# What's a mower worth?



## bullseye (Aug 18, 2004)

Hi All

I was wondering if there is anything like a blue book for mowers to help determine a fair value? A local is selling a mower and I am interested, however I would like to know what it may be worth before I start negotiating a price. If anyone knows where I might find this info it would really be appreciated.


Regards
Kevin


----------



## bontai Joe (Sep 16, 2003)

Yes there is a blue book of used tractor values that includes lawn and garden tractors. I don't know how to get one, but a few of the folks here have mentioned they have copies, so it is attainable.


----------



## Chris (Sep 15, 2003)

Plus good old common logic and buying advice can go a long way too, Bullyeye! Welcome to the forum! Our members cover SO many different brands, experiences, & expertise I am sure we can help you get to a good price point for the mower. Tell us what brand, model, year, engine, # of hours if known, used residentially or commercially, damage or repairs done? Did you run it and cut with it? 

Tell us more so that we can help!
Again, welcome to the forum!!!   

Andy
:cheers:


----------



## bontai Joe (Sep 16, 2003)

Yep, it makes a big difference if it is a 30 year old Deere or Cub vs. a 30 year old Putt Putt bought at some long gone chain store. And as always, the 3 most important things in mower value are condition, condition, condition! Rusty leaking bent ones are worth a lot less than shiny straight tight ones. And please excuse my poor manners for not welcoming you to the forum. I got right into searching for a source for the blue book that I didn't notice it was your first post.

Andy is right in that we have brand specific experts here that can at least ballpark a value on what you are looking at.
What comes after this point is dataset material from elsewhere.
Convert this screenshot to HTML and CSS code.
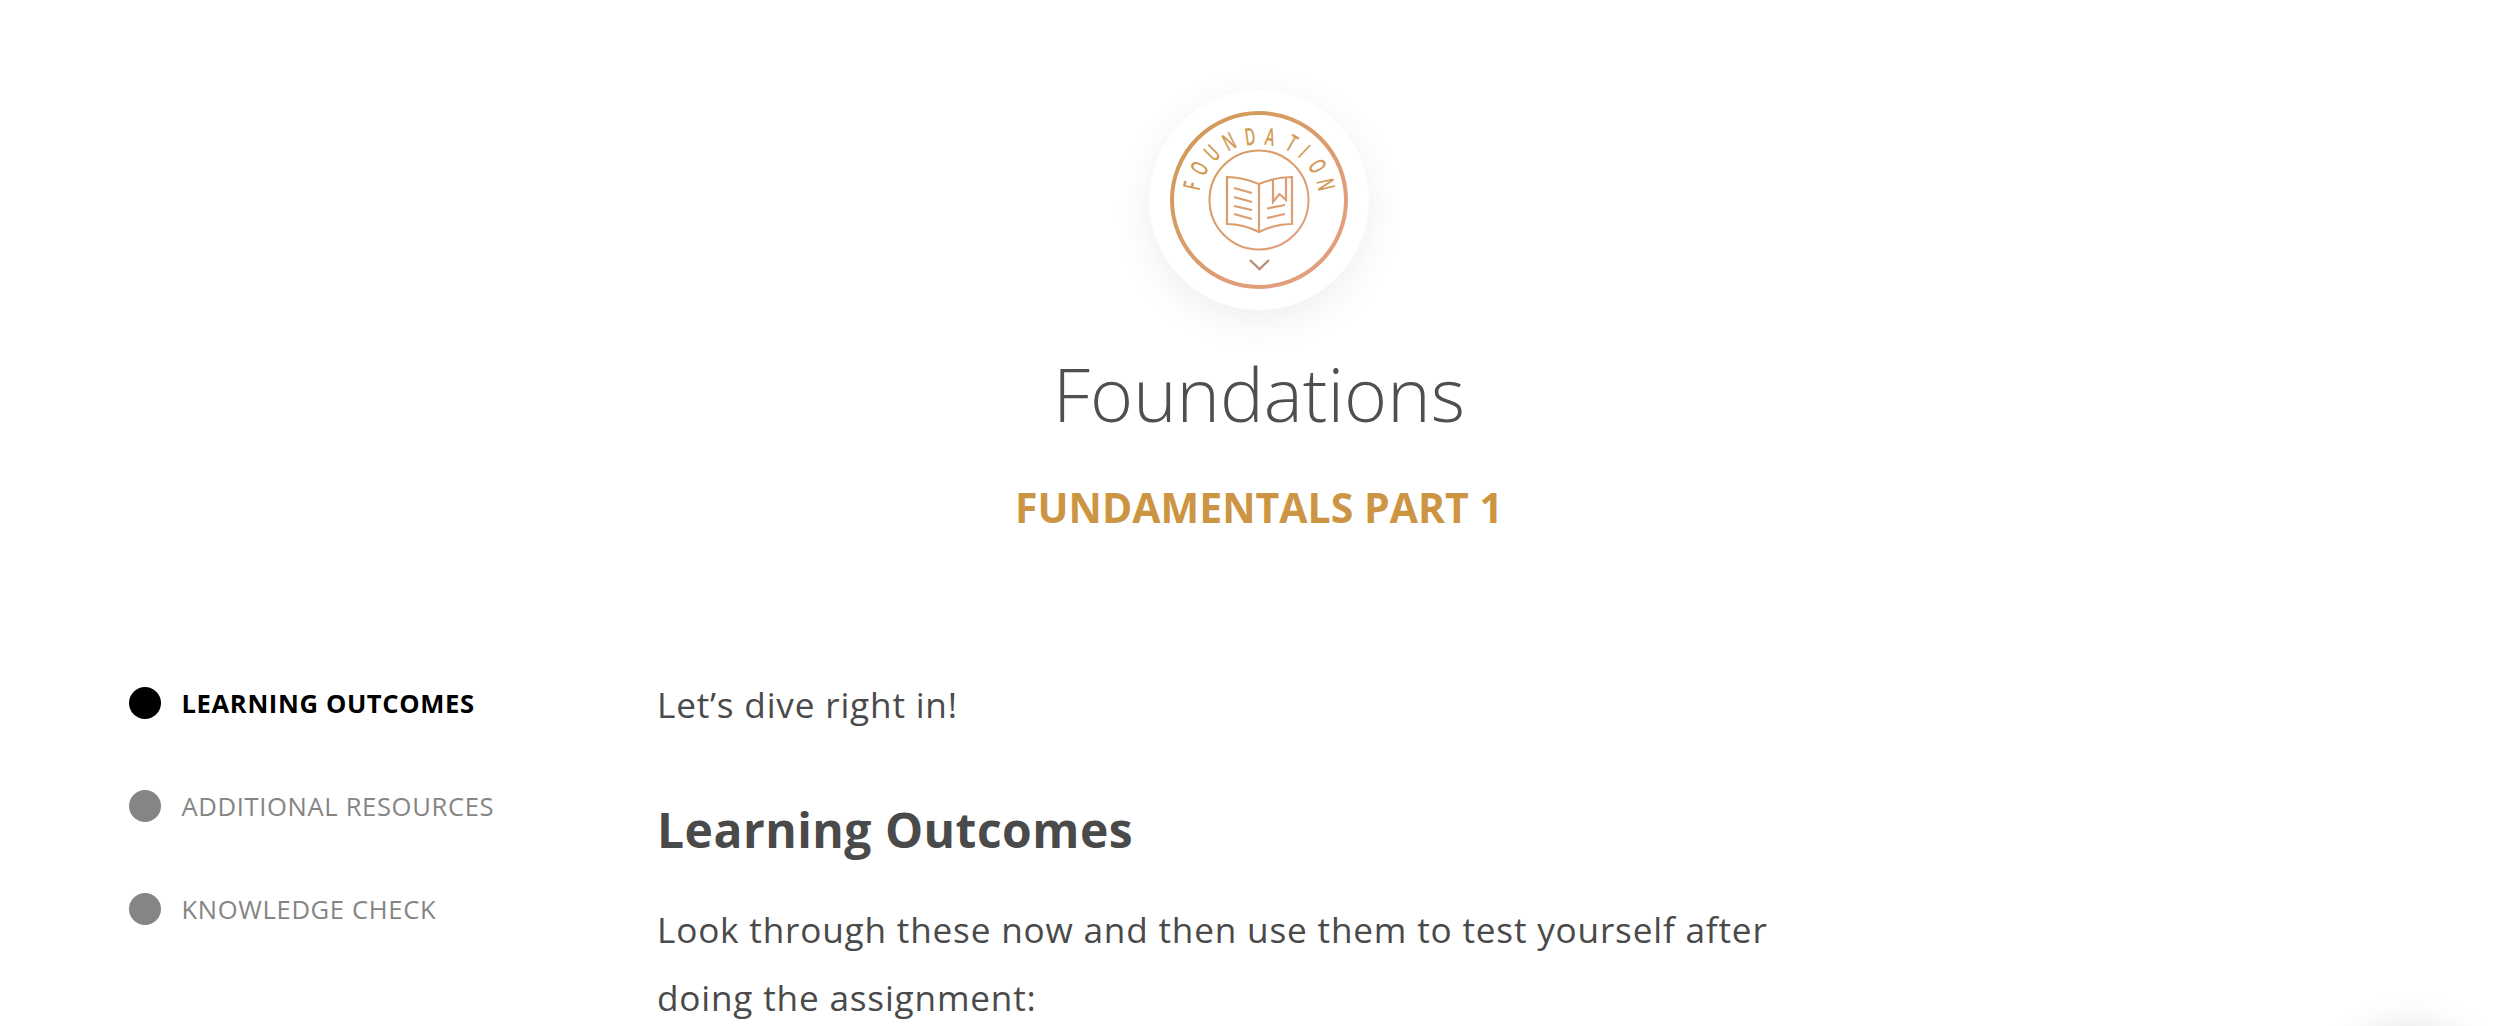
FILE: index.html
```html
<!DOCTYPE html>
<html lang="en">
<head>
<meta charset="utf-8">
<title>Foundations</title>
<link rel="stylesheet" href="styles.css">
</head>
<body>
<header class="hero">
  <div class="badge">
    <svg class="badge-art" viewBox="0 0 220 220" width="220" height="220">
      <defs>
        <linearGradient id="g" gradientUnits="userSpaceOnUse" x1="30" y1="30" x2="190" y2="190">
          <stop offset="0" stop-color="#d19a55"/>
          <stop offset="1" stop-color="#e69f84"/>
        </linearGradient>
      </defs>
      <circle class="ln" cx="110" cy="110" r="87" stroke-width="4"/>
      <circle class="ln" cx="110" cy="110" r="49.5" stroke-width="2"/>
      <g class="ln" stroke-width="2.2">
        <path d="M110 94 C100 90 90 87 78 87 V134 C90 134 100 137 110 142 C120 137 130 134 143 134 V87 C130 87 120 90 110 94 V142"/>
        <path d="M85 98 L103 103 M85 107 L103 112 M85 116 L103 120 M85 124 L103 129"/>
        <path d="M124 90 V112 L130.5 104 L137 110 V88"/>
        <path d="M118 118.5 L136 115 M118 128 L136 124"/>
      </g>
      <path d="M101 170 L110.5 179 L120 170" fill="none" stroke="#b98d7c" stroke-width="2.4"/>
      <g class="arc-text">
        <text transform="rotate(-78 110 110) translate(110 50) scale(.6 1)">F</text>
        <text transform="rotate(-62 110 110) translate(110 51) scale(.6 1)">O</text>
        <text transform="rotate(-45 110 110) translate(110 52) scale(.6 1)">U</text>
        <text transform="rotate(-27 110 110) translate(110 53) scale(.6 1)">N</text>
        <text transform="rotate(-8 110 110) translate(110 54.5) scale(.6 1)">D</text>
        <text transform="rotate(10 110 110) translate(110 54.5) scale(.6 1)">A</text>
        <text transform="rotate(30 110 110) translate(110 53) scale(.6 1)">T</text>
        <text transform="rotate(43 110 110) translate(110 52) scale(.6 1)">I</text>
        <text transform="rotate(60 110 110) translate(110 51) scale(.6 1)">O</text>
        <text transform="rotate(77 110 110) translate(110 50) scale(.6 1)">N</text>
      </g>
    </svg>
  </div>
  <h1 class="title">Foundations</h1>
  <h2 class="subtitle">FUNDAMENTALS PART 1</h2>
</header>
<div class="content">
  <nav class="toc">
    <a class="toc-item active"><span class="dot"></span>LEARNING OUTCOMES</a>
    <a class="toc-item"><span class="dot"></span>ADDITIONAL RESOURCES</a>
    <a class="toc-item"><span class="dot"></span>KNOWLEDGE CHECK</a>
  </nav>
  <main class="lesson">
    <p class="para">Let’s dive right in!</p>
    <h3 class="heading">Learning Outcomes</h3>
    <p class="para">Look through these now and then use them to test yourself after doing the assignment:</p>
  </main>
</div>
<div class="float-shadow"></div>
</body>
</html>
```
FILE: styles.css
```css
html, body {
  margin: 0;
  height: 100%;
  overflow: hidden;
  background: #fff;
}
body {
  font-family: "Open Sans", sans-serif;
  color: #4a4a4a;
}
.hero {
  display: flex;
  flex-direction: column;
  align-items: center;
  padding-top: 90px;
}
.badge {
  width: 220px;
  height: 220px;
  border-radius: 50%;
  background: #fff;
  box-shadow: 0 10px 40px rgba(0, 0, 0, 0.07);
}
.badge-art {
  display: block;
}
.ln {
  fill: none;
  stroke: url(#g);
}
.arc-text {
  font-family: "Open Sans", sans-serif;
  font-size: 24px;
  font-weight: 600;
  text-anchor: middle;
  fill: url(#g);
}
.title {
  margin: 42px 0 0;
  font-size: 73.6px;
  line-height: 84px;
  font-weight: 300;
  color: #4f4f4f;
}
.subtitle {
  margin: 43px 0 0;
  font-size: 41px;
  line-height: 56px;
  font-weight: 700;
  color: #cc9543;
}
.content {
  display: grid;
  grid-template-columns: 528px 1120px;
  padding-left: 129px;
  margin-top: 134px;
}
.toc {
  display: flex;
  flex-direction: column;
  gap: 71px;
  padding-top: 18px;
}
.toc-item {
  display: flex;
  align-items: center;
  gap: 20.5px;
  height: 32px;
  font-size: 25.6px;
  letter-spacing: 0.64px;
  color: #858585;
}
.toc-item.active {
  font-weight: 700;
  color: #000;
}
.dot {
  width: 32px;
  height: 32px;
  border-radius: 50%;
  background: #858585;
  flex: none;
}
.active .dot {
  background: #000;
}
.lesson {
  padding-top: 1px;
}
.para {
  margin: 0;
  font-size: 35.2px;
  line-height: 68px;
  letter-spacing: 0.8px;
}
.heading {
  margin: 60px 0 33px;
  font-size: 48px;
  line-height: 64px;
  font-weight: 700;
  letter-spacing: 0.48px;
}
.float-shadow {
  position: fixed;
  left: 2340px;
  top: 1030px;
  width: 140px;
  height: 140px;
  border-radius: 50%;
  background: #fff;
  box-shadow: 0 0 40px rgba(0, 0, 0, 0.14);
}
```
Please feel free to ask any questions at all.


----------



## guest2 (Dec 27, 2003)

Hello bullseye and welcome to TF!
I see these books almost daily on eBay in the bolens section, there are usually 2-3 being sold at any given time.


----------



## jodyand (Sep 16, 2003)

Welcome bullseye:friends: Sergeant has one but he will need to know the make and model and he can give you the high and low value.


----------



## bullseye (Aug 18, 2004)

Thanks for the quick replies guys.

The mower is an MTD that is about 5 or 6 years old. It's a 14.5hp with a 42" cut. It's also a 7 speed shift on the go. The guy originally bought to use in the local mower races but then found something he thought was better. As for the mower itself he used it to cut his own grass so it was used residentially only. He cut about 1/4 to 1/2 acre a week. It looks to be in excellent condition. No scratches, worn paint, the tires are even clean and look new. He kept it in his garage so it wasn't left out all year. When I turn the key it turns right over and I ran it around the yard and it cuts real nice also. He wants $500 for it. I tried to find something comparable but it seems everything I looked at was either way more mower than I need (read $$$$), or they went hte other way and were less power or smaller cut.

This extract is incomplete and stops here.